* [Requirements]
Omit any picture, and return the remaining data exactly as written.

* [Data segment]

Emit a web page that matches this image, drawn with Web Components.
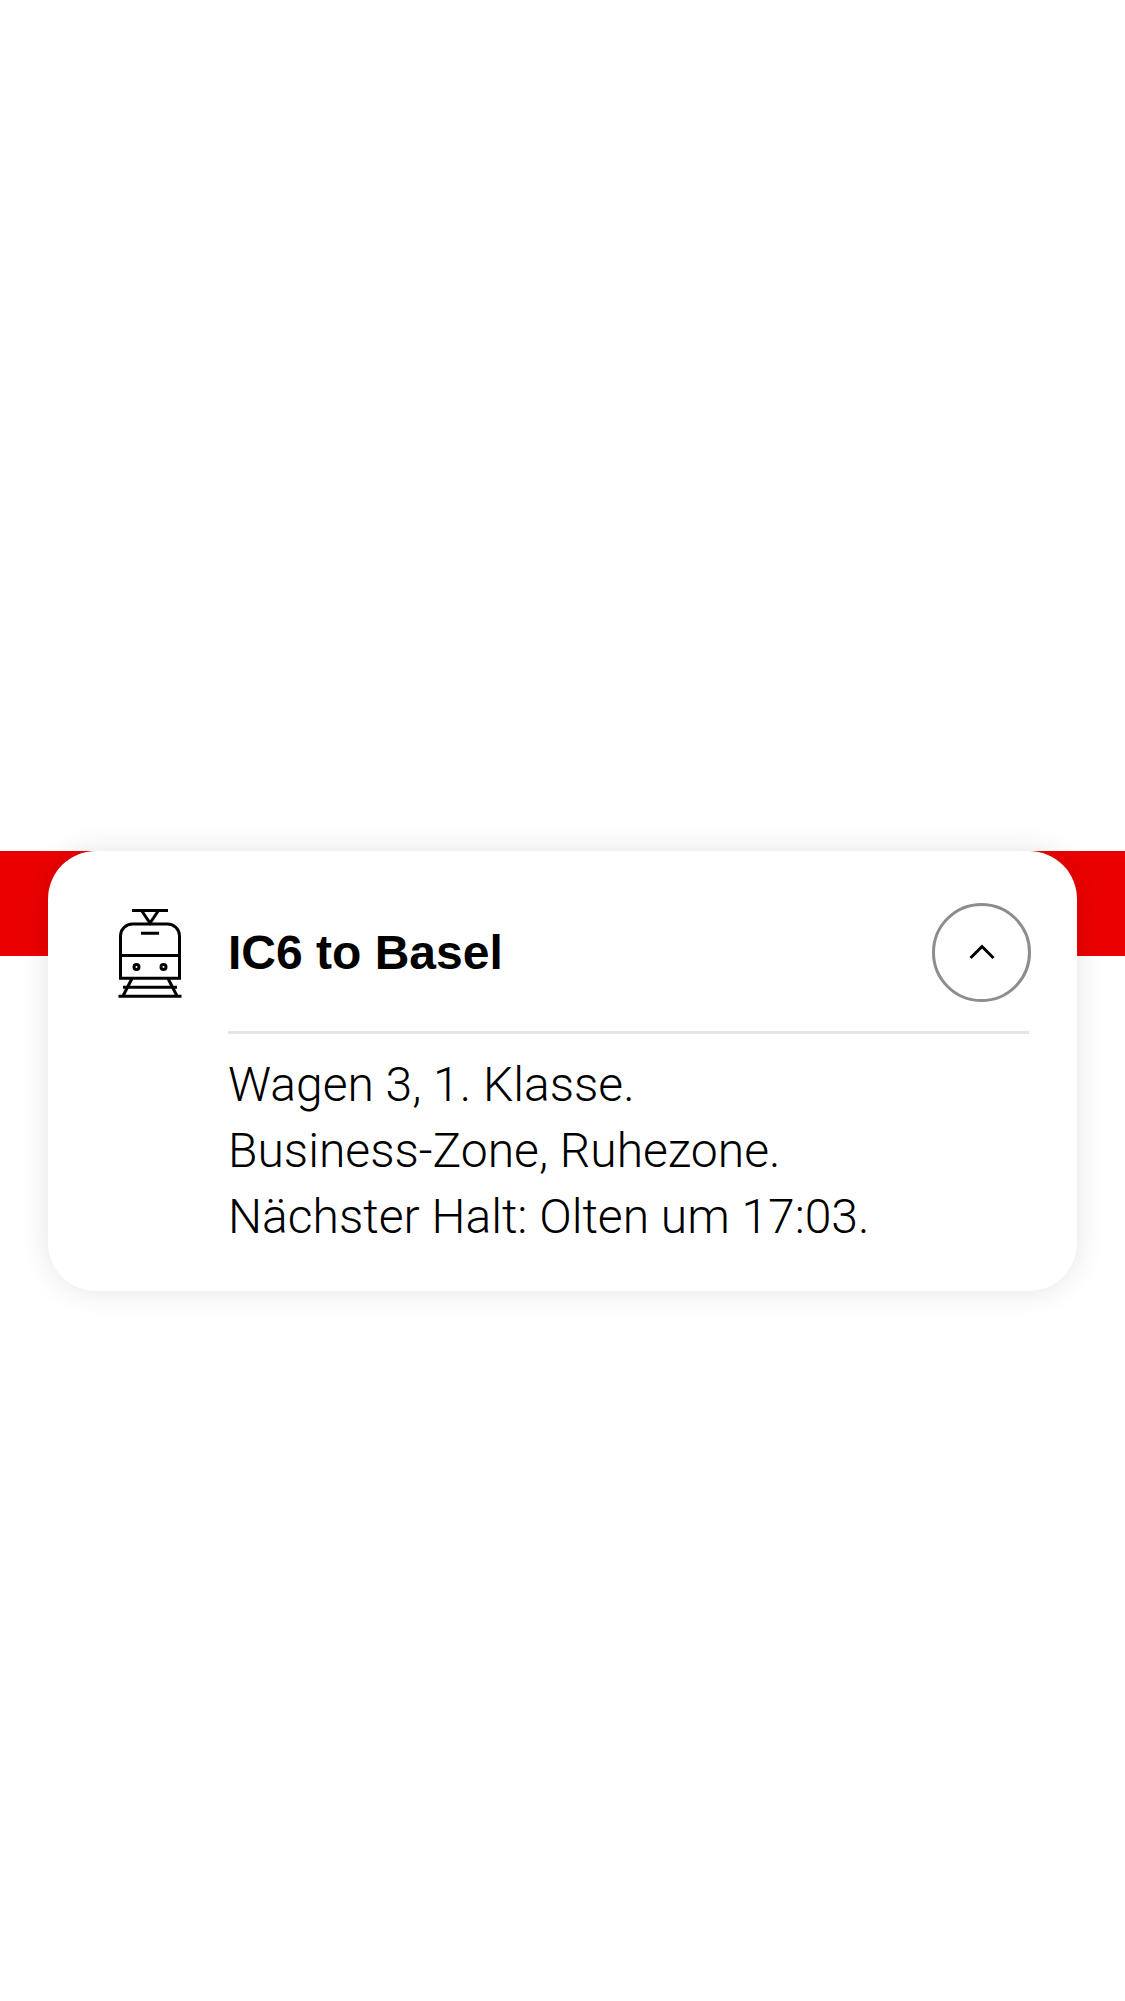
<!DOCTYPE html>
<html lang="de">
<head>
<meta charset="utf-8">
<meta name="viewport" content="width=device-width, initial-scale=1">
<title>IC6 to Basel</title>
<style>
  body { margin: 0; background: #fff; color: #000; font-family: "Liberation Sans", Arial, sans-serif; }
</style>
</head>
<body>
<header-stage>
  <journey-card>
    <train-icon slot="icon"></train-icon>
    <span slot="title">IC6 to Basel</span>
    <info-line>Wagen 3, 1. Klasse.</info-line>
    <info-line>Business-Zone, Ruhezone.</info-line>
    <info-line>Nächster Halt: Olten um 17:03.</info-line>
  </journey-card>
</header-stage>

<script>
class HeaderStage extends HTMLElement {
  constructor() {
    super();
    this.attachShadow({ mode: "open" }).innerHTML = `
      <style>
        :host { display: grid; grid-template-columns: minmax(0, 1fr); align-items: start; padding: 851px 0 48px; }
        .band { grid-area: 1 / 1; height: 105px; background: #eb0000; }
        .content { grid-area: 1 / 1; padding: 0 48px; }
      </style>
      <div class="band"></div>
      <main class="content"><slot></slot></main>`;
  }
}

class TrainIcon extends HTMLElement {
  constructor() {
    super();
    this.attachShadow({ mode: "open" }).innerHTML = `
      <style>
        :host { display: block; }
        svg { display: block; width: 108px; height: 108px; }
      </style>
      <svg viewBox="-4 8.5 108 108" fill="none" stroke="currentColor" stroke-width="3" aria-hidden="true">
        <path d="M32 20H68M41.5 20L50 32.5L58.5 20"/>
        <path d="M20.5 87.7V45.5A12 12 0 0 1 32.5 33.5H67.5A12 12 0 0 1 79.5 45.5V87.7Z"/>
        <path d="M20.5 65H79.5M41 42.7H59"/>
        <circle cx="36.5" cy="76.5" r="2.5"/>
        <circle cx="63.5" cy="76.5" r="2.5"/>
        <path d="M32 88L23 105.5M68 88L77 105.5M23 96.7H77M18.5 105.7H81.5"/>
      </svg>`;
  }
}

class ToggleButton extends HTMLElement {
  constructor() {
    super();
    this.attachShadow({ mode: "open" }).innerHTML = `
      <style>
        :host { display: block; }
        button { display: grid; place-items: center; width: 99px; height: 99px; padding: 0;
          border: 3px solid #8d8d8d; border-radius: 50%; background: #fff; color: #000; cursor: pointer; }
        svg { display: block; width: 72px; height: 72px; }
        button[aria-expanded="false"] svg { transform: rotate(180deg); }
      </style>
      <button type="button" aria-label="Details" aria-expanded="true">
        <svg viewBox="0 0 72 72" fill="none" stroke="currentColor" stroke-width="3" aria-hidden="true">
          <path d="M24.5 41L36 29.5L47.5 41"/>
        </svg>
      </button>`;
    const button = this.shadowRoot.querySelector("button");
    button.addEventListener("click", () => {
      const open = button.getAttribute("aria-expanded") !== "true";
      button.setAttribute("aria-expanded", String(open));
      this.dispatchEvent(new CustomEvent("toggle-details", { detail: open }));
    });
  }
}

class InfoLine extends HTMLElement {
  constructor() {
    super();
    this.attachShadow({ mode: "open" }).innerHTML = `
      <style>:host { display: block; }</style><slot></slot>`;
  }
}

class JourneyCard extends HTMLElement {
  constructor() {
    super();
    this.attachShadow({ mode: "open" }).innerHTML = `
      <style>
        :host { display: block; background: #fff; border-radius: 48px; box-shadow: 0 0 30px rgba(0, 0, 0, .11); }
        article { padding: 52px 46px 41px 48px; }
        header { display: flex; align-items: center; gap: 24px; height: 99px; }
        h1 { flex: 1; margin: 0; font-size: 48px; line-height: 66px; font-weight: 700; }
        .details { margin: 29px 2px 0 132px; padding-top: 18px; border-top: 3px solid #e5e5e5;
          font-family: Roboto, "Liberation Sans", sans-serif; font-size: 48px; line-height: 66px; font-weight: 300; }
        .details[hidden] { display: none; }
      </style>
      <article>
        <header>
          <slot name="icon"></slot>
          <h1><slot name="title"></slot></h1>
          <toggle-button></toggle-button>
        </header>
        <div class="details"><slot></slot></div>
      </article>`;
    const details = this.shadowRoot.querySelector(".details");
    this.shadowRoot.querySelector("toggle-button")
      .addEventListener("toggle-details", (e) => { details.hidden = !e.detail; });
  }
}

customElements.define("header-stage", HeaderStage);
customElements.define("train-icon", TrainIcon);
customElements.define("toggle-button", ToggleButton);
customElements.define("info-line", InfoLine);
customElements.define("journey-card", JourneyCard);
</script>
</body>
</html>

* [Response to this exercise]
Emit a web page that matches this image, drawn with Web Components.
<!DOCTYPE html>
<html lang="de">
<head>
<meta charset="utf-8">
<meta name="viewport" content="width=device-width, initial-scale=1">
<title>IC6 to Basel</title>
<style>
  body { margin: 0; background: #fff; color: #000; font-family: "Liberation Sans", Arial, sans-serif; }
</style>
</head>
<body>
<header-stage>
  <journey-card>
    <train-icon slot="icon"></train-icon>
    <span slot="title">IC6 to Basel</span>
    <info-line>Wagen 3, 1. Klasse.</info-line>
    <info-line>Business-Zone, Ruhezone.</info-line>
    <info-line>Nächster Halt: Olten um 17:03.</info-line>
  </journey-card>
</header-stage>

<script>
class HeaderStage extends HTMLElement {
  constructor() {
    super();
    this.attachShadow({ mode: "open" }).innerHTML = `
      <style>
        :host { display: grid; grid-template-columns: minmax(0, 1fr); align-items: start; padding: 851px 0 48px; }
        .band { grid-area: 1 / 1; height: 105px; background: #eb0000; }
        .content { grid-area: 1 / 1; padding: 0 48px; }
      </style>
      <div class="band"></div>
      <main class="content"><slot></slot></main>`;
  }
}

class TrainIcon extends HTMLElement {
  constructor() {
    super();
    this.attachShadow({ mode: "open" }).innerHTML = `
      <style>
        :host { display: block; }
        svg { display: block; width: 108px; height: 108px; }
      </style>
      <svg viewBox="-4 8.5 108 108" fill="none" stroke="currentColor" stroke-width="3" aria-hidden="true">
        <path d="M32 20H68M41.5 20L50 32.5L58.5 20"/>
        <path d="M20.5 87.7V45.5A12 12 0 0 1 32.5 33.5H67.5A12 12 0 0 1 79.5 45.5V87.7Z"/>
        <path d="M20.5 65H79.5M41 42.7H59"/>
        <circle cx="36.5" cy="76.5" r="2.5"/>
        <circle cx="63.5" cy="76.5" r="2.5"/>
        <path d="M32 88L23 105.5M68 88L77 105.5M23 96.7H77M18.5 105.7H81.5"/>
      </svg>`;
  }
}

class ToggleButton extends HTMLElement {
  constructor() {
    super();
    this.attachShadow({ mode: "open" }).innerHTML = `
      <style>
        :host { display: block; }
        button { display: grid; place-items: center; width: 99px; height: 99px; padding: 0;
          border: 3px solid #8d8d8d; border-radius: 50%; background: #fff; color: #000; cursor: pointer; }
        svg { display: block; width: 72px; height: 72px; }
        button[aria-expanded="false"] svg { transform: rotate(180deg); }
      </style>
      <button type="button" aria-label="Details" aria-expanded="true">
        <svg viewBox="0 0 72 72" fill="none" stroke="currentColor" stroke-width="3" aria-hidden="true">
          <path d="M24.5 41L36 29.5L47.5 41"/>
        </svg>
      </button>`;
    const button = this.shadowRoot.querySelector("button");
    button.addEventListener("click", () => {
      const open = button.getAttribute("aria-expanded") !== "true";
      button.setAttribute("aria-expanded", String(open));
      this.dispatchEvent(new CustomEvent("toggle-details", { detail: open }));
    });
  }
}

class InfoLine extends HTMLElement {
  constructor() {
    super();
    this.attachShadow({ mode: "open" }).innerHTML = `
      <style>:host { display: block; }</style><slot></slot>`;
  }
}

class JourneyCard extends HTMLElement {
  constructor() {
    super();
    this.attachShadow({ mode: "open" }).innerHTML = `
      <style>
        :host { display: block; background: #fff; border-radius: 48px; box-shadow: 0 0 30px rgba(0, 0, 0, .11); }
        article { padding: 52px 46px 41px 48px; }
        header { display: flex; align-items: center; gap: 24px; height: 99px; }
        h1 { flex: 1; margin: 0; font-size: 48px; line-height: 66px; font-weight: 700; }
        .details { margin: 29px 2px 0 132px; padding-top: 18px; border-top: 3px solid #e5e5e5;
          font-family: Roboto, "Liberation Sans", sans-serif; font-size: 48px; line-height: 66px; font-weight: 300; }
        .details[hidden] { display: none; }
      </style>
      <article>
        <header>
          <slot name="icon"></slot>
          <h1><slot name="title"></slot></h1>
          <toggle-button></toggle-button>
        </header>
        <div class="details"><slot></slot></div>
      </article>`;
    const details = this.shadowRoot.querySelector(".details");
    this.shadowRoot.querySelector("toggle-button")
      .addEventListener("toggle-details", (e) => { details.hidden = !e.detail; });
  }
}

customElements.define("header-stage", HeaderStage);
customElements.define("train-icon", TrainIcon);
customElements.define("toggle-button", ToggleButton);
customElements.define("info-line", InfoLine);
customElements.define("journey-card", JourneyCard);
</script>
</body>
</html>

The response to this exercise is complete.